His guitar skills were first displayed when he came back to County Antrim and accompanied

‘Singing Farmer’ John Watt in the backroom of the Northern Star public house which his father had bought in Ballymoney.

Irish country was not where Lerwill would make his mark, however, as was clear when he tried to introduce a guitar wah-wah pedal to old time waltzes and foxtrots. At the age of 16 years he went to Edinburgh, where he worked six nights a week as a disc jockey until he was 19. He then joined the line-up of the teen group Rosetta Stone. Grey enjoyed two years on the road with the band - which was especially popular in Japan - in the 1970s.

In the early 1980s he returned to Northern Ireland and formed the four-piece group Perfect Crime, with the Dominican convent in Portstewart being used for rehearsal space.

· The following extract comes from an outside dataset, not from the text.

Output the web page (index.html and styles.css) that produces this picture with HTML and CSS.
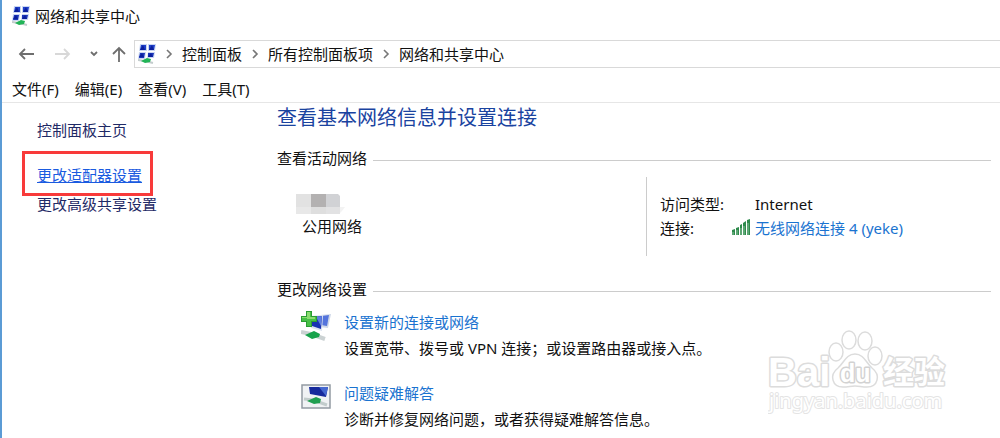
FILE: index.html
```html
<!DOCTYPE html>
<html lang="zh-CN">

<head>
    <meta charset="UTF-8">
    <meta name="viewport" content="width=device-width, initial-scale=1.0">
    <title>网络和共享中心</title>
    <link rel="stylesheet" href="styles.css">
</head>

<body>
    <svg class="sprites" aria-hidden="true">
        <symbol id="icon-network" viewBox="0 0 18 20">
            <path d="M2 0h7v7H1zM10 0h8l-1 7h-7zM1 8h7l-1 7H0zM10 8h7l-1 6h-7z" fill="#c9d6f2" />
            <path d="M3 1h5v5H2zM11 1h6l-1 5h-5z" fill="#1f3fc8" />
            <path d="M2 9h5l-1 5H1zM10 9h6l-1 4h-5z" fill="#1b35b8" />
            <path d="M2 6l3-5 2 5zM11 6l3-5 2 5zM1 13l3-4 2 4zM10 13l3-4 2 4z" fill="#0b1f9c" />
            <path d="M0 16l7 1 8 2" stroke="#c3cccd" stroke-width="2" fill="none" />
            <path d="M3 17l6-3 4 1-1 3-5 1z" fill="#22b457" />
        </symbol>
        <symbol id="icon-chevron" viewBox="0 0 8 10">
            <path d="M2 1l4 4-4 4" fill="none" stroke="#777" stroke-width="1.6" />
        </symbol>
    </svg>

    <div class="window">
        <header class="titlebar">
            <svg class="icon-small"><use href="#icon-network" /></svg>
            <span>网络和共享中心</span>
        </header>

        <div class="navbar">
            <div class="nav-buttons">
                <button class="nav-button" aria-label="后退">
                    <svg width="16" height="14" viewBox="0 0 16 14"><path d="M16 7H2M7 2L2 7l5 5" /></svg>
                </button>
                <button class="nav-button" aria-label="前进" disabled>
                    <svg width="16" height="14" viewBox="0 0 16 14"><path d="M0 7h14M9 2l5 5-5 5" /></svg>
                </button>
                <button class="nav-button narrow" aria-label="最近浏览的位置">
                    <svg width="8" height="8" viewBox="0 0 8 8"><path d="M1 2l3 3 3-3" /></svg>
                </button>
                <button class="nav-button" aria-label="向上">
                    <svg width="14" height="16" viewBox="0 0 14 16"><path d="M7 16V2M1 8l6-6 6 6" /></svg>
                </button>
            </div>
            <nav class="address">
                <svg class="icon-small"><use href="#icon-network" /></svg>
                <svg class="chevron"><use href="#icon-chevron" /></svg>
                <a href="#">控制面板</a>
                <svg class="chevron"><use href="#icon-chevron" /></svg>
                <a href="#">所有控制面板项</a>
                <svg class="chevron"><use href="#icon-chevron" /></svg>
                <a href="#">网络和共享中心</a>
            </nav>
        </div>

        <div class="menubar">
            <button>文件(F)</button>
            <button>编辑(E)</button>
            <button>查看(V)</button>
            <button>工具(T)</button>
        </div>

        <div class="body">
            <aside class="sidebar">
                <a href="#" class="home">控制面板主页</a>
                <a href="#" class="highlight">更改适配器设置</a>
                <a href="#">更改高级共享设置</a>
            </aside>

            <main class="content">
                <h1>查看基本网络信息并设置连接</h1>

                <h2>查看活动网络</h2>
                <div class="active-network">
                    <div class="network">
                        <svg class="network-name" width="50" height="20" viewBox="0 0 50 20" role="img" aria-label="网络名称">
                            <path d="M0 0h15v13H0z" fill="#e2e2e2" />
                            <path d="M15 0h15v13H15z" fill="#b3b1b1" />
                            <path d="M30 0h12l2 2v11H30z" fill="#d1d2d5" />
                            <path d="M0 13h15v7H0z" fill="#e8e8e8" />
                            <path d="M15 13h15v7H15z" fill="#dedede" />
                            <path d="M30 13h14v7H30z" fill="#e2e2e3" />
                            <path d="M44 13h5l-3 4-2 2z" fill="#f3f3f3" />
                        </svg>
                        <span>公用网络</span>
                    </div>
                    <dl class="details">
                        <dt>访问类型:</dt>
                        <dd>Internet</dd>
                        <dt>连接:</dt>
                        <dd>
                            <svg class="signal" width="18" height="16" viewBox="0 0 18 16">
                                <path d="M0 11l3-1v6H0zM4 9l3-1v8H4zM8 6l2-1v11H8zM11 4l3-2v14h-3zM15 1l3-1v16h-3z" fill="#2e8a4c" />
                                <path d="M1 13v3M5 11v5M9 9v7M12 7v9M16 4v12" stroke="#8cc39c" />
                            </svg>
                            <a href="#">无线网络连接 4 (yeke)</a>
                        </dd>
                    </dl>
                </div>

                <h2>更改网络设置</h2>
                <ul class="tasks">
                    <li>
                        <svg width="30" height="30" viewBox="0 0 30 30">
                            <path d="M19 4l11-1-3 14-9-1z" fill="#cfd8e8" />
                            <path d="M21 5l7-1-2 11-6-1z" fill="#5474dc" />
                            <path d="M8 5l14-1-1 16-11-3z" fill="#dde4f0" />
                            <path d="M10 6l11-1-1 13-9-3z" fill="#1832b2" />
                            <path d="M15 6l6-1-1 10z" fill="#5f7fe0" />
                            <path d="M0 21l10 2 14 5" stroke="#cbd2d3" stroke-width="4" fill="none" />
                            <path d="M4 24l9-4 6 3-1 3-7 2z" fill="#18a34c" />
                            <path d="M5 0h6v5h5v6h-5v5H5v-5H0V5h5z" fill="#2b9c33" />
                            <path d="M6 1h4v5h5v4h-5v5H6v-5H1V6h5z" fill="#48c047" />
                            <path d="M6 1h3v5h5v2H6V7H1V6h5z" fill="#8bdc70" />
                        </svg>
                        <div>
                            <a href="#">设置新的连接或网络</a>
                            <p>设置宽带、拨号或 VPN 连接；或设置路由器或接入点。</p>
                        </div>
                    </li>
                    <li>
                        <svg width="30" height="30" viewBox="0 0 30 30">
                            <path d="M1 3h28v23H1z" fill="#f0f2f4" stroke="#929aa2" stroke-width="1.5" />
                            <path d="M8 5h19l-2 10-16-3z" fill="#162a9c" />
                            <path d="M18 5h9l-2 9z" fill="#4568d0" />
                            <path d="M3 17l9 1 14 5" stroke="#c2cccc" stroke-width="3" fill="none" />
                            <path d="M6 19l9-4 5 2-1 4-6 1z" fill="#209f50" />
                        </svg>
                        <div>
                            <a href="#">问题疑难解答</a>
                            <p>诊断并修复网络问题，或者获得疑难解答信息。</p>
                        </div>
                    </li>
                </ul>
            </main>
        </div>

        <svg class="watermark" width="184" height="90" viewBox="0 0 184 90" role="img" aria-label="Baidu 经验 jingyan.baidu.com">
            <text x="0" y="56" class="brand">Bai</text>
            <g class="paw">
                <path d="M87 24c-9 0-11 9-17 14-9 7-6 19 5 19 5 0 8-1 12-1s7 1 12 1c11 0 14-12 5-19-6-5-8-14-17-14z" />
                <ellipse cx="68" cy="22" rx="7" ry="9" />
                <ellipse cx="81" cy="10" rx="7" ry="9" />
                <ellipse cx="97" cy="11" rx="7" ry="9" />
                <ellipse cx="107" cy="26" rx="7" ry="9" />
            </g>
            <text x="72" y="52" class="du">du</text>
            <text x="115" y="53" class="product">经验</text>
            <text x="1" y="78" class="site">jingyan.baidu.com</text>
        </svg>
    </div>
</body>

</html>
```
FILE: styles.css
```css
* {
    box-sizing: border-box;
}

body {
    margin: 0;
    font-family: "Noto Sans", "Noto Sans CJK SC", sans-serif;
    font-size: 15px;
    line-height: 24px;
    color: #111;
    background-color: #fff;
}

h1,
h2,
p,
ul,
dl,
dd {
    margin: 0;
    padding: 0;
    font-weight: normal;
}

a {
    color: #1a73d0;
    text-decoration: none;
}

button {
    padding: 0;
    border: none;
    background: none;
    font: inherit;
    color: inherit;
}

svg {
    flex-shrink: 0;
}

.sprites {
    display: none;
}

.window {
    position: relative;
    min-height: 100vh;
    border-left: 2px solid #5b9bd5;
    overflow: hidden;
}

.icon-small {
    width: 18px;
    height: 20px;
}

.titlebar {
    display: flex;
    align-items: center;
    gap: 5px;
    height: 31px;
    padding-left: 10px;
}

.navbar {
    display: flex;
    align-items: center;
    height: 45px;
}

.nav-buttons {
    display: flex;
    align-items: center;
    gap: 21px;
    padding: 0 8px 0 16px;
}

.nav-button {
    display: flex;
}

.nav-button.narrow {
    margin: 0 -7px 0 -2px;
}

.nav-button path {
    fill: none;
    stroke: #6e6e6e;
    stroke-width: 1.8;
}

.nav-button:disabled path {
    stroke: #d8d8d8;
}

.address {
    flex: 1;
    display: flex;
    align-items: center;
    gap: 9px;
    height: 28px;
    padding-left: 3px;
    border: 1px solid #d9d9d9;
    border-right: none;
}

.address a {
    color: #111;
}

.chevron {
    width: 8px;
    height: 10px;
}

.menubar {
    display: flex;
    gap: 16px;
    height: 27px;
    padding-left: 10px;
    border-bottom: 1px solid #e6e6e6;
}

.body {
    display: flex;
}

.sidebar {
    display: flex;
    flex-direction: column;
    align-items: flex-start;
    flex: 0 0 275px;
    padding: 15px 0 0 20px;
}

.sidebar a {
    padding-left: 15px;
    color: #1f2a66;
}

.sidebar .home {
    margin-bottom: 9px;
}

.sidebar .highlight {
    margin-bottom: -4px;
    padding: 9px 8px 6px 12px;
    border: 3px solid #f83a3a;
    color: #1a5be0;
    text-decoration: underline;
}

.content {
    flex: 1;
    padding: 1px 9px 0 0;
}

h1 {
    font-size: 20px;
    line-height: 28px;
    margin-bottom: 14px;
    color: #1a439f;
}

h2 {
    display: flex;
    align-items: center;
    gap: 6px;
    font-size: 15px;
}

h2::after {
    content: "";
    flex: 1;
    height: 1px;
    margin-top: 4px;
    background-color: #ccc;
}

.active-network {
    display: grid;
    grid-template-columns: 369px 1fr;
    padding: 7px 0 21px;
}

.network {
    display: flex;
    flex-direction: column;
    padding: 17px 0 0 25px;
}

.network-name {
    margin-left: -6px;
}

.details {
    display: grid;
    grid-template-columns: 95px 1fr;
    align-content: start;
    padding: 15px 0 16px 13px;
    border-left: 1px solid #ccc;
}

.details dd {
    position: relative;
}

.signal {
    position: absolute;
    left: -23px;
    top: 3px;
}

.tasks {
    display: flex;
    flex-direction: column;
    gap: 19px;
    padding: 8px 0 0 24px;
    line-height: 26px;
    list-style: none;
}

.tasks li {
    display: flex;
    gap: 13px;
}

.tasks svg {
    margin-top: 2px;
}

.watermark {
    position: absolute;
    right: 48px;
    bottom: 18px;
    fill: #fff;
    stroke: #dcdcdc;
    stroke-width: 3;
    stroke-linejoin: round;
    font-family: "Liberation Sans", "Noto Sans CJK SC", sans-serif;
    font-weight: bold;
    paint-order: stroke;
}

.paw {
    stroke-width: 1.5;
    paint-order: normal;
}

.brand {
    font-size: 40px;
}

.du {
    font-size: 25px;
    stroke: #d2d2d2;
}

.product {
    font-size: 31px;
}

.site {
    font-family: "Noto Sans", sans-serif;
    font-size: 20px;
    font-weight: normal;
    stroke: #e4e4e4;
    stroke-width: 2;
}
```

He was frontman for the group, which secured a record deal, releasing several singles and making a number of television appearances.

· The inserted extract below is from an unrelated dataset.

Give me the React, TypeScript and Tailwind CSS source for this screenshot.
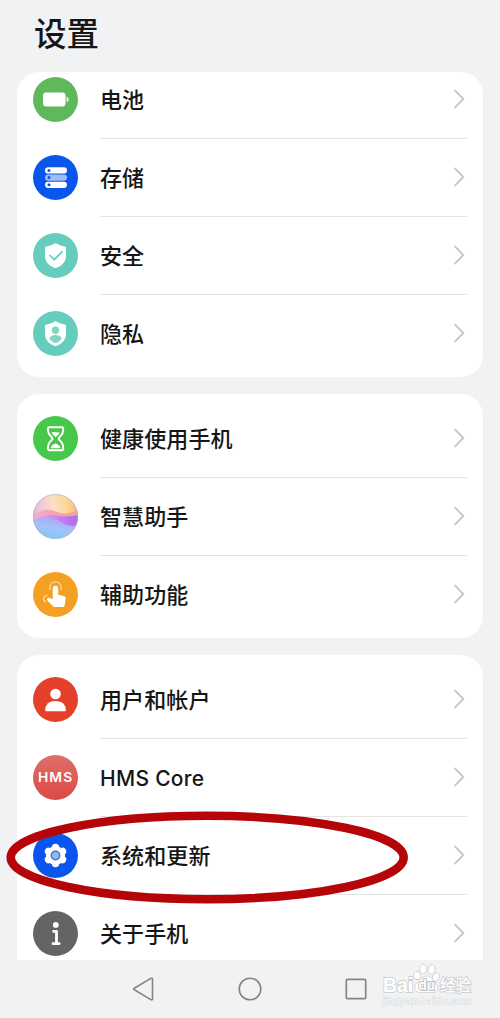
import React from "react";

interface RowProps {
  icon: React.ReactNode;
  label: string;
  latin?: boolean;
  last?: boolean;
}

const Disc = ({
  className,
  children,
}: {
  className: string;
  children?: React.ReactNode;
}) => (
  <div className={`w-[45px] h-[45px] shrink-0 rounded-full overflow-hidden ${className}`}>
    <svg viewBox="0 0 45 45" className="w-full h-full" fill="none">
      {children}
    </svg>
  </div>
);

const SHIELD =
  "M22.500 10c2.900 2 6 3.100 9.300 3.400.8.100 1.200.5 1.200 1.300v8.300c0 6-4 9.800-10.500 12.300C16 32.800 12 29 12 23v-8.300c0-.8.4-1.200 1.200-1.300 3.300-.3 6.400-1.400 9.300-3.400z";

const BatteryIcon = () => (
  <Disc className="bg-[#5fb95b]">
    <rect x="10" y="15.500" width="22.500" height="14" rx="3.200" fill="#fff" />
    <path d="M33.600 19.700v5.600c1.500-.3 2-1.200 2-2.800s-.5-2.500-2-2.800z" fill="#e4f5e3" />
  </Disc>
);

const StorageIcon = () => (
  <Disc className="bg-[#0a56ec]">
    <rect x="12" y="12.300" width="22" height="6.200" rx="3.100" fill="#fff" />
    <rect x="12" y="19.500" width="22" height="6.200" rx="3.100" fill="#9dbdfa" />
    <rect x="12" y="26.700" width="22" height="6.200" rx="3.100" fill="#fff" />
    <circle cx="16" cy="15.400" r="1.500" fill="#0a56ec" />
    <circle cx="16" cy="22.600" r="1.500" fill="#0a56ec" />
    <circle cx="16" cy="29.800" r="1.500" fill="#0a56ec" />
  </Disc>
);

const SecurityIcon = () => (
  <Disc className="bg-[#64cdbb]">
    <path d={SHIELD} fill="#fff" />
    <path
      d="M17 22.500l4.200 4.200 7.800-7.800"
      stroke="#64cdbb"
      strokeWidth="1.700"
      strokeLinecap="round"
      strokeLinejoin="round"
    />
  </Disc>
);

const PrivacyIcon = () => (
  <Disc className="bg-[#64cdbb]">
    <path d={SHIELD} fill="#fff" />
    <circle cx="22.500" cy="19.300" r="3.700" fill="#7fd5c6" />
    <path
      d="M16.300 27.500c.6-2.300 3-3.500 6.200-3.500s5.600 1.200 6.200 3.500c-1.200 2.200-3.400 3.700-6.200 4.800-2.800-1.100-5-2.600-6.200-4.800z"
      fill="#7fd5c6"
    />
  </Disc>
);

const HourglassIcon = () => (
  <Disc className="bg-[#47c84a]">
    <path
      d="M16.300 11.300h12.600q1.400 0 1.400 1.500c0 3.500-.9 5.800-3.200 7.600-1.900 1.500-1.900 2.900 0 4.300 2.300 1.800 3.200 4.400 3.200 8q0 1.500-1.400 1.500H16.300q-1.400 0-1.400-1.500c0-3.600.9-6.200 3.200-8 1.900-1.400 1.900-2.800 0-4.300-2.300-1.800-3.200-4.100-3.200-7.600q0-1.500 1.400-1.500z"
      stroke="#fff"
      strokeWidth="1.900"
      strokeLinejoin="round"
    />
    <path d="M18.600 16.300c2.600-1.200 5.200 1 8 0-.5 2.300-2.300 3.400-4 5-1.700-1.600-3.500-2.700-4-5z" fill="#fff" />
    <path d="M17.600 32.200c.4-2.700 2.500-3.700 5-4.700 2.500 1 4.600 2 5 4.700z" fill="#fff" />
  </Disc>
);

const AssistantIcon = () => (
  <Disc className="bg-[#8fc8fb]">
    <defs>
      <linearGradient id="sky" x1="0" y1="0.300" x2="1" y2="0.200">
        <stop offset="0" stopColor="#e9b8dd" />
        <stop offset="0.450" stopColor="#fbe0c4" />
        <stop offset="0.750" stopColor="#fbd795" />
        <stop offset="1" stopColor="#f5b38c" />
      </linearGradient>
      <linearGradient id="mid" x1="0" y1="0" x2="1" y2="0.300">
        <stop offset="0" stopColor="#efb0d6" />
        <stop offset="0.400" stopColor="#f4a3bd" />
        <stop offset="1" stopColor="#f4a392" />
      </linearGradient>
      <linearGradient id="violet" x1="0" y1="0" x2="1" y2="0">
        <stop offset="0" stopColor="#dfa6e4" />
        <stop offset="0.600" stopColor="#c67bea" />
        <stop offset="1" stopColor="#ab6bf0" />
      </linearGradient>
      <linearGradient id="sea" x1="0.800" y1="0" x2="0.400" y2="1">
        <stop offset="0" stopColor="#b79cf8" />
        <stop offset="0.550" stopColor="#a0c4fb" />
        <stop offset="1" stopColor="#7fc6fa" />
      </linearGradient>
    </defs>
    <rect width="45" height="45" fill="url(#sky)" />
    <path d="M0 20c5 0 8-4.500 14-4.500 8 0 11 4.500 18 4 5-.3 9-2 13-4v17H0z" fill="url(#mid)" />
    <path d="M6 24c6-3 10-3.500 17-2.500s14 1.500 22-.5v15H6z" fill="url(#violet)" />
    <path d="M0 25.500c6-1 10-2.500 16-2 8 .8 12 5.500 18 7.500 4 1.300 8 1 11 0v14H0z" fill="url(#sea)" />
    <circle cx="22.500" cy="22.500" r="22" stroke="#c9a9bd" strokeOpacity="0.600" strokeWidth="1" />
  </Disc>
);

const TouchIcon = () => (
  <Disc className="bg-[#f4a023]">
    <path
      d="M19.800 16.500a2.700 2.700 0 0 1 5.400 0v6.300l5.500 1.200c1.400.3 2.200 1.300 2 2.700l-1 6.200c-.2 1.400-1.200 2.200-2.500 2.200h-6.900c-1 0-1.800-.4-2.500-1.200l-5.400-5.400c-1.100-1.300.2-3.100 1.900-2.600l3.500 1z"
      fill="#fff"
    />
    <path d="M17.100 17.600a5.800 5.800 0 1 1 10.800 0" stroke="#fde1b4" strokeWidth="1.100" strokeLinecap="round" />
    <path d="M14.200 23.200c-4 .8-4.900 4.600-1.600 6.700" stroke="#fde1b4" strokeWidth="1.100" strokeLinecap="round" />
  </Disc>
);

const UserIcon = () => (
  <Disc className="bg-[#e5402a]">
    <circle cx="22.500" cy="17" r="5.300" fill="#fff" />
    <path d="M12.200 33.200c0-6 4.300-9.200 10.300-9.200s10.300 3.200 10.300 9.200c0 .6-.4 1-1 1H13.200c-.6 0-1-.4-1-1z" fill="#fff" />
  </Disc>
);

const HmsIcon = () => (
  <div className="w-[45px] h-[45px] shrink-0 rounded-full flex items-center justify-center bg-linear-to-b from-[#df6e68] to-[#dc4845]">
    <span className="font-['Inter'] font-semibold text-[13px] leading-none tracking-[1px] pl-px text-white scale-x-106">
      HMS
    </span>
  </div>
);

const GearIcon = () => (
  <Disc className="bg-[#0a56ec]">
    <g fill="#fff">
      <circle cx="22.500" cy="22.500" r="9.600" />
      {[0, 60, 120, 180, 240, 300].map((angle) => (
        <circle
          key={angle}
          cx="22.500"
          cy="14.400"
          r="3.700"
          transform={`rotate(${angle} 22.500 22.500)`}
        />
      ))}
    </g>
    <circle cx="22.500" cy="22.500" r="4.200" fill="#8fb8f4" stroke="#3f74cf" strokeWidth="1.500" />
  </Disc>
);

const InfoIcon = () => (
  <Disc className="bg-[#646464]">
    <circle cx="22.800" cy="13.900" r="2.900" fill="#fff" />
    <path
      d="M20.500 20.300h3v12M20 32.600h6.200"
      stroke="#fff"
      strokeWidth="2.800"
      strokeLinecap="round"
      strokeLinejoin="round"
    />
  </Disc>
);

const Row = ({ icon, label, latin, last }: RowProps) => (
  <div className="flex h-[78px] shrink-0 items-stretch pl-4 pr-4">
    <div className="flex items-center pb-px">{icon}</div>
    <div
      className={`ml-[22px] flex flex-1 items-center justify-between border-b ${
        last ? "border-transparent" : "border-[#e4e4e4]"
      }`}
    >
      <span
        className={
          latin
            ? "font-['Inter'] text-[21px] leading-8 font-medium tracking-[0.3px] pt-0.5"
            : "text-[22px] leading-8 font-medium pb-[3px] tracking-[0.1px]"
        }
      >
        {label}
      </span>
      <svg width="12" height="20" viewBox="0 0 12 20" fill="none" className="mr-0.5 mb-px">
        <path d="M2 1.500l8.300 8.500L2 18.500" stroke="#c8c8c8" strokeWidth="1.800" strokeLinecap="round" strokeLinejoin="round" />
      </svg>
    </div>
  </div>
);

const Watermark = () => (
  <svg width="96" height="46" viewBox="0 0 96 46" className="absolute right-[25px] bottom-[11px]">
    <g fill="#fff" stroke="#cfd0d2" strokeWidth="0.900">
      <ellipse cx="38" cy="14.500" rx="3.300" ry="4.300" transform="rotate(-20 38 14.500)" />
      <ellipse cx="44.300" cy="8" rx="3.500" ry="4.700" />
      <ellipse cx="52.500" cy="8.500" rx="3.500" ry="4.700" transform="rotate(10 52.500 8.500)" />
      <ellipse cx="57" cy="16" rx="3.300" ry="4.300" transform="rotate(20 57 16)" />
      <path d="M48 15c4.200 0 5.500 4.300 8.500 7 4 3.700 2.500 9.500-2 9.500H41c-5 0-7-5.500-3.500-9.200 3.200-3 5.500-7.300 10.500-7.300z" />
      <g className="font-['Liberation_Sans'] font-bold" paintOrder="stroke" strokeWidth="1.800">
        <text x="4" y="30.500" fontSize="20" textLength="30" lengthAdjust="spacingAndGlyphs">Bai</text>
        <text x="39.500" y="29" fontSize="14" textLength="16.500" lengthAdjust="spacingAndGlyphs" stroke="#b9babc">du</text>
      </g>
      <text x="61" y="29.500" fontSize="15.500" textLength="31" className="font-['Noto_Sans_CJK_SC'] font-medium" paintOrder="stroke" strokeWidth="1.800">
        经验
      </text>
    </g>
    <text
      x="4"
      y="43"
      fontSize="8.800"
      textLength="88"
      lengthAdjust="spacingAndGlyphs"
      fill="#fafafa"
      stroke="#dcdddf"
      strokeWidth="1.200"
      paintOrder="stroke"
      className="font-['Liberation_Sans']"
    >
      jingyan.baidu.com
    </text>
  </svg>
);

const NavBar = () => (
  <div className="relative h-[58px] shrink-0">
    <div className="flex h-full items-center justify-between pl-[132px] pr-[133px]">
      <svg width="22" height="26" viewBox="0 0 22 26" fill="none" stroke="#858585" strokeWidth="1.600" strokeLinejoin="round">
        <path d="M2.300 12.200 18.800 2.400q1.700-.8 1.700 1v19.200q0 1.800-1.700 1L2.300 13.800q-1.300-.8 0-1.600z" />
      </svg>
      <svg width="26" height="26" viewBox="0 0 26 26" fill="none" stroke="#858585" strokeWidth="1.600">
        <circle cx="13" cy="13" r="10.800" />
      </svg>
      <svg width="22" height="22" viewBox="0 0 22 22" fill="none" stroke="#858585" strokeWidth="1.700">
        <rect x="1.300" y="1.300" width="19.400" height="19.400" rx="1.200" />
      </svg>
    </div>
    <Watermark />
  </div>
);

const App = () => {
  return (
    <div className="relative flex h-[1018px] w-[500px] flex-col overflow-hidden bg-[#f1f2f4] font-['Noto_Sans_CJK_SC',sans-serif] text-[#161616]">
      <h1 className="h-[72px] shrink-0 pl-[34px] pt-[7px] text-[32.5px] leading-[50px] font-medium">设置</h1>
      <main className="flex h-[888px] shrink-0 flex-col gap-[17px] overflow-hidden px-[17px]">
        <section className="flex h-[305px] shrink-0 flex-col justify-end overflow-hidden rounded-[22px] bg-white pb-1">
          <Row icon={<BatteryIcon />} label="电池" />
          <Row icon={<StorageIcon />} label="存储" />
          <Row icon={<SecurityIcon />} label="安全" />
          <Row icon={<PrivacyIcon />} label="隐私" last />
        </section>
        <section className="shrink-0 rounded-[22px] bg-white pt-1.5 pb-1">
          <Row icon={<HourglassIcon />} label="健康使用手机" />
          <Row icon={<AssistantIcon />} label="智慧助手" />
          <Row icon={<TouchIcon />} label="辅助功能" last />
        </section>
        <section className="shrink-0 rounded-t-[22px] bg-white pt-1.5">
          <Row icon={<UserIcon />} label="用户和帐户" />
          <Row icon={<HmsIcon />} label="HMS Core" latin />
          <Row icon={<GearIcon />} label="系统和更新" />
          <Row icon={<InfoIcon />} label="关于手机" last />
        </section>
      </main>
      <NavBar />
      <svg width="406" height="100" viewBox="0 0 406 100" fill="none" className="pointer-events-none absolute left-1 top-[808px]">
        <ellipse cx="203.200" cy="49.500" rx="196.500" ry="41.700" stroke="#b50509" strokeWidth="8.500" />
      </svg>
    </div>
  );
};

export default App;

The band also played as a support group to U2 on their ‘War’ tour, and was also a support band for Orchestral Manoeuvres in the Dark (OMD) and the Eurythmics.

Lerwill re-invented himself by changing his name to Gregory Gray and moved on to a solo career

following his period with Perfect Crime, his debut album being Think of Swans on the CBS label in 1986.

A second album followed in 1990 on the ATCO label (“Strong at Broken Places”) and EMI released

his third album, Euroflake in Silverlake in 1995.

He continued to write and make music under the name Mary Cigarettes in more recent years.

Although a major commercial hit remained elusive throughout his career, his music was always in demand and he accomplished the distinction of having three major record labels release his albums.

In his later years he turned away from the business side of music, using platforms such as YouTube and SoundCloud to share his music freely online. Living in Hertfordshire with his partner Thomas, he wrote his music under the name of ‘Mary Cigarettes’.

He was acclaimed by Led Zeppelin guitarist Jimmy Page and BBC DJ Tom Robinson, who admired

his ‘pure vocal tones and unflinchingly truthful lyrics’.

Hot Press music magazine published a feature about Gray in the 1990s headlining him as ‘The

greatest Irish rock story never told’.

Music journalist Stuart Clarke said in a tribute that Gray had been ‘warm and witty as well as

supremely talented’ as well as having an endlessly fascinating career.

Gray said in a regular blog that: “My life story must read as a manual in how not to become

successful. But it all turned out pretty great in the end.”